I kept thinking, What is going on here? What does this mean?
For years, I had been a student-ministry pastor at various churches. In Vermont, our student ministry was the largest of any church in New England. I loved helping middle-school and high-school students find greater spiritual meaning for their lives. Nevertheless, I began to sense that this minimalism blog played some role in my life’s destiny.
I began receiving e-mails with specific questions about owning less, inquiries from media outlets, and speaking requests. Promoting minimalism became a deep and enduring passion for me. I realized this was an important message—one that could help people of all backgrounds and all spiritual persuasions, living all over the world, to better their lives. Perhaps I needed to promote minimalism full time, I thought.

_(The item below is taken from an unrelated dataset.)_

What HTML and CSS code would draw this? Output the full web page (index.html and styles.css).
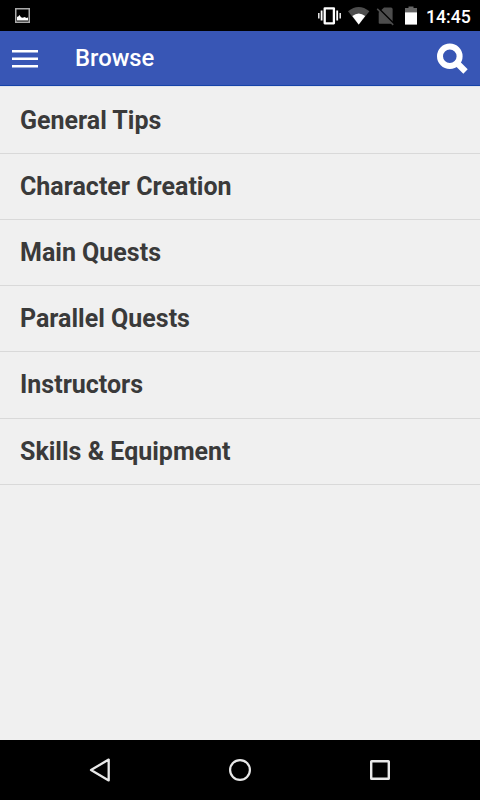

As an experimental transition, in 2012 I agreed to move to Arizona and spend two years helping a friend start a church, while at the same time laying the foundation for a new career. At the end of those two years, I made the transition to full-time promoter of the benefits of owning less.
Today, the blog is going stronger than ever, with readership now in excess of one million readers every month. I have also published a subscription newsletter and some books. More and more these days, I am asked to speak at sustainability conferences, professional-organizing chapter meetings, entrepreneurial events, Christian conferences, and other gatherings. The opportunities to share about minimalism continue to increase.
I have learned a lot about minimalism in the years since my garage-cleaning experience. The best of my discoveries appear here in The More of Less. Yet the point I will keep coming back to is the same insight I had on that first day: Our excessive possessions are not making us happy.
Even worse, they are taking us away from the things that do. Once we let go of the things that don’t matter, we are free to pursue all the things that really do matter.
This is a message desperately needed in a society heavily motivated by the possibility of owning large amounts of stuff. And I believe it is a message that will bring you new life and greater joy.